Happy Thanksgiving everyone – there is much to be thankful for this year.  Next Tuesday is the babies 1st birthday and marks the one-year anniversary of this journey.

Mysterious Ailment

a little bit of ornery

Those of you who know me, know that I’m the direct, sometimes step on toes, not always diplomatic in my approach type person. So, you may question this new ailment I mentioned the other day as actually being “new”. As part of this donating a part of my body to another, I’ve really been taking a hard look at my life. Not spending too much time dwelling on the past, I can’t change that – but focusing on the present and the future. This is allowing me to determine what am I most thankful for, what I actually ENJOY doing and what are those things that perhaps I can do without. Unfortunately, for those that work with me – this introspection has crossed over into my professional life. And where in the past – I may have answered a request with – of course, I’d be glad to do that for you – I’m now finding myself questioning why I’m being asked to do something, and sometimes saying – get ready….NO! This has kind of surprised some folks. What? I asked someone to present or to review and fill in blanks and they are questioning it? Now, I am being diplomatic and trying to be helpful in this process, but I’m really learning that people don’t like to be questioned. Thus, in a conversation with a very bright more medical friend – she suggested that the removal of Brutus has stopped the suppression of a sort of orneryinhibitor enzyme. Yep….I’m more ornery with only one kidney! What has been interesting – is a number of things I’m asked to do – when I push back – the person isn’t sure why I’m doing it. It’s just the way it’s always been done. And you know what – this type of thing spills into our personal lives too. So while maybe questioning behaviors and expectations is a bit heightened in me, I don’t think it’s the result of only one kidney, but more the result of a fairly significant life change. One that is making me realize the importance of simplification, streamlining, getting rid of baggage, etc – and it’s something that everyone can do. I’m convinced we make this world much too complicated.

 

Now then – this was my first full week back at work. I think I only took a nap one day. I’m having some minor problems with my IV site. I sent Lisa a text on Wednesday asking her if it’s normal for my IV site to be escalating in pain. I guess that’s a no! I was meeting some friends for lunch that day – both MD’s – who graciously looked at it. Basically, (from my internet research) it seems to be fairly common – but there is nothing that can be done other than hot compresses to reduce the swelling. However, if my wrist area or arm starts turning red – I’ll be presenting to the ER. For now, hot compresses seem to be working – my pain is reduced (no longer radiating to my fingers) but there is still swelling. I do have to say, if this is the extent of my surgical complications – I really feel blessed! I’m mainly back to wearing “normal” clothes – in that I no longer need to wear sweats to alleviate pressure on my tummy. Today I’m actually in jeans I haven’t worn in a year! The dogs got an 80 minute walk this morning – and we all felt great afterwards. Well, I assume they felt great, they came home and ran around the yard like idiots. I then finished my fall planting of mums and some more spring bulbs. The Buckeye football team prevailed yet again this week and I learned while one of our blog followers hasn’t actually converted to a Buckeye fan from a Wolverine status – Brutus is encouraging some more open-minded thinking (hmmm…wonder if this could work in our government some how?).

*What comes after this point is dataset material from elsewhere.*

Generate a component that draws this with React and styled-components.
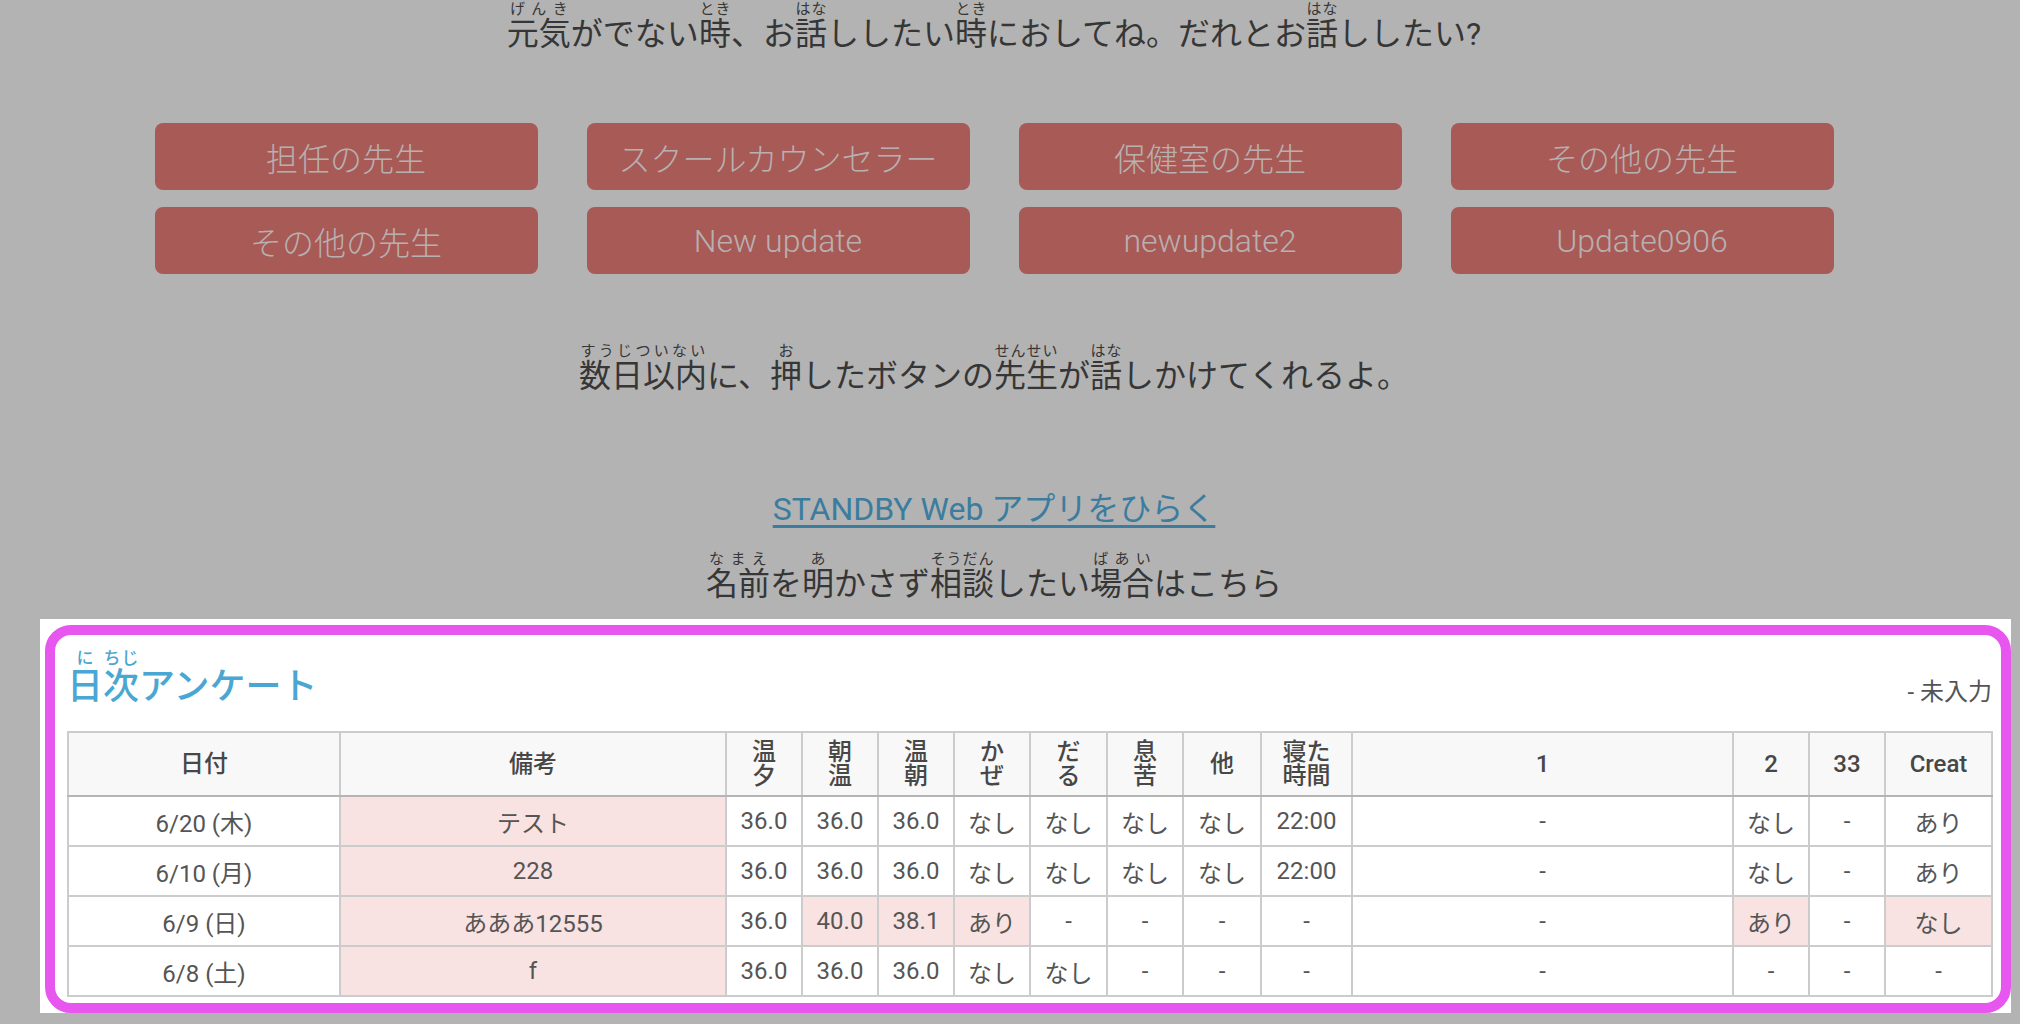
import React from 'react';
import styled, { createGlobalStyle } from 'styled-components';

const GlobalStyle = createGlobalStyle`
  html, body {
    margin: 0;
    padding: 0;
    background: #b3b3b3;
  }
  body {
    font-family: Roboto, "Noto Sans CJK JP", sans-serif;
    color: #363636;
  }
`;

const teachers = [
  '担任の先生',
  'スクールカウンセラー',
  '保健室の先生',
  'その他の先生',
  'その他の先生',
  'New update',
  'newupdate2',
  'Update0906',
];

const headers = [
  ['日付'],
  ['備考'],
  ['温', '夕'],
  ['朝', '温'],
  ['温', '朝'],
  ['か', 'ぜ'],
  ['だ', 'る'],
  ['息', '苦'],
  ['他'],
  ['寝た', '時間'],
  ['1'],
  ['2'],
  ['33'],
  ['Creat'],
];

const widths = [272, 386, 76, 76, 76, 76, 77, 76, 78, 91, 381, 76, 76, 107];

const rows = [
  {
    cells: ['6/20 (木)', 'テスト', '36.0', '36.0', '36.0', 'なし', 'なし', 'なし', 'なし', '22:00', '-', 'なし', '-', 'あり'],
    marked: [1],
  },
  {
    cells: ['6/10 (月)', '228', '36.0', '36.0', '36.0', 'なし', 'なし', 'なし', 'なし', '22:00', '-', 'なし', '-', 'あり'],
    marked: [1],
  },
  {
    cells: ['6/9 (日)', 'あああ12555', '36.0', '40.0', '38.1', 'あり', '-', '-', '-', '-', '-', 'あり', '-', 'なし'],
    marked: [1, 3, 4, 5, 11, 13],
  },
  {
    cells: ['6/8 (土)', 'f', '36.0', '36.0', '36.0', 'なし', 'なし', '-', '-', '-', '-', '-', '-', '-'],
    marked: [1],
  },
];

export default function App() {
  return (
    <>
      <GlobalStyle />
      <Page>
        <Lead>
          <ruby>元気<rt>げんき</rt></ruby>がでない<ruby>時<rt>とき</rt></ruby>、お<ruby>話<rt>はな</rt></ruby>ししたい<ruby>時<rt>とき</rt></ruby>におしてね。だれとお<ruby>話<rt>はな</rt></ruby>ししたい?
        </Lead>
        <ButtonGrid>
          {teachers.map((t, i) => (
            <TeacherButton key={i}>{t}</TeacherButton>
          ))}
        </ButtonGrid>
        <Note>
          <ruby>数日以内<rt>すうじついない</rt></ruby>に、<ruby>押<rt>お</rt></ruby>したボタンの<ruby>先生<rt>せんせい</rt></ruby>が<ruby>話<rt>はな</rt></ruby>しかけてくれるよ。
        </Note>
        <AppLink href="#">STANDBY Web アプリをひらく</AppLink>
        <Anon>
          <ruby>名前<rt>なまえ</rt></ruby>を<ruby>明<rt>あ</rt></ruby>かさず<ruby>相談<rt>そうだん</rt></ruby>したい<ruby>場合<rt>ばあい</rt></ruby>はこちら
        </Anon>
      </Page>
      <Panel>
        <Spotlight>
          <PanelHead>
            <Title>
              <ruby>日<rt>に</rt>次<rt>ちじ</rt></ruby>アンケート
            </Title>
            <Legend>- 未入力</Legend>
          </PanelHead>
          <Survey>
            <colgroup>
              {widths.map((w, i) => (
                <col key={i} style={{ width: w }} />
              ))}
            </colgroup>
            <thead>
              <tr>
                {headers.map((h, i) => (
                  <Th key={i}>
                    {h.map((line, j) => (
                      <HeadLine key={j}>{line}</HeadLine>
                    ))}
                  </Th>
                ))}
              </tr>
            </thead>
            <tbody>
              {rows.map((r, i) => (
                <tr key={i}>
                  {r.cells.map((c, j) => (
                    <Td key={j} $marked={r.marked.includes(j)}>
                      {c}
                    </Td>
                  ))}
                </tr>
              ))}
            </tbody>
          </Survey>
        </Spotlight>
      </Panel>
    </>
  );
}

const Page = styled.main`
  width: 1988px;
  display: flex;
  flex-direction: column;
  align-items: center;
  text-align: center;
  font-size: 32px;

  ruby rt {
    font-size: 15px;
    line-height: 1;
  }
`;

const Lead = styled.p`
  margin: 0;
  padding-top: 4px;
  line-height: 44px;
`;

const ButtonGrid = styled.div`
  display: grid;
  grid-template-columns: repeat(4, 383px);
  column-gap: 49px;
  row-gap: 17px;
  margin-top: 67px;
`;

const TeacherButton = styled.button`
  height: 67px;
  border: none;
  border-radius: 8px;
  background: #a85a56;
  color: #b8b0b0;
  font-family: Roboto, "Noto Sans CJK JP", sans-serif;
  font-size: 32px;
  font-weight: 300;
  padding: 0;
  cursor: pointer;
`;

const Note = styled.p`
  margin: 68px 0 0;
  line-height: 44px;
`;

const AppLink = styled.a`
  margin-top: 89px;
  color: #3b7c9f;
  text-decoration: underline;
  text-underline-offset: 5px;
  line-height: 44px;
`;

const Anon = styled.p`
  margin: 19px 0 0;
  line-height: 44px;
`;

const Panel = styled.section`
  margin: 13px 0 0 40px;
  width: 1966px;
  background: #fff;
  padding: 6px 0 0 5px;
`;

const Spotlight = styled.div`
  border: 10px solid #e856f0;
  border-radius: 26px;
  padding: 14px 9px 6px 12px;
`;

const PanelHead = styled.div`
  display: flex;
  align-items: flex-end;
  justify-content: space-between;
  padding-bottom: 22px;
`;

const Title = styled.h2`
  margin: 0;
  color: #4aa6d2;
  font-size: 36px;
  font-weight: 500;
  line-height: 44px;

  ruby rt {
    font-size: 17px;
    line-height: 1;
  }
`;

const Legend = styled.span`
  font-size: 24px;
  color: #555;
  padding-bottom: 2px;
`;

const Survey = styled.table`
  width: 1924px;
  table-layout: fixed;
  border-collapse: collapse;
  border: 2px solid #b5b5b5;
  color: #555;
  font-size: 24px;
  text-align: center;
`;

const Th = styled.th`
  background: #f8f8f8;
  border: 2px solid #cccccc;
  border-bottom-color: #b5b5b5;
  height: 62px;
  padding: 0 4px;
  font-weight: 500;
  color: #474747;
  font-size: 24px;
  line-height: 24px;
`;

const HeadLine = styled.span`
  display: block;
`;

const Td = styled.td`
  border: 2px solid #cccccc;
  height: 48px;
  padding: 0 4px;
  background: ${(p) => (p.$marked ? '#f8e2e2' : '#fff')};
`;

So with that, I encourage everyone in this week of Thanksgiving to also think about the concept of importance. What’s important to you? What can you change in your life so that you have more time for those important things?

A very short blog

One month anniversary! At least 4 weeks….
The (Ohio State) Buckeyes are in the top 10 in not one, but two sports. Go Brutus!

And we have finally diagnosed a complication for me: suppression of orneryinhibitase enzyme. More to come on this phenomenon in a future blog.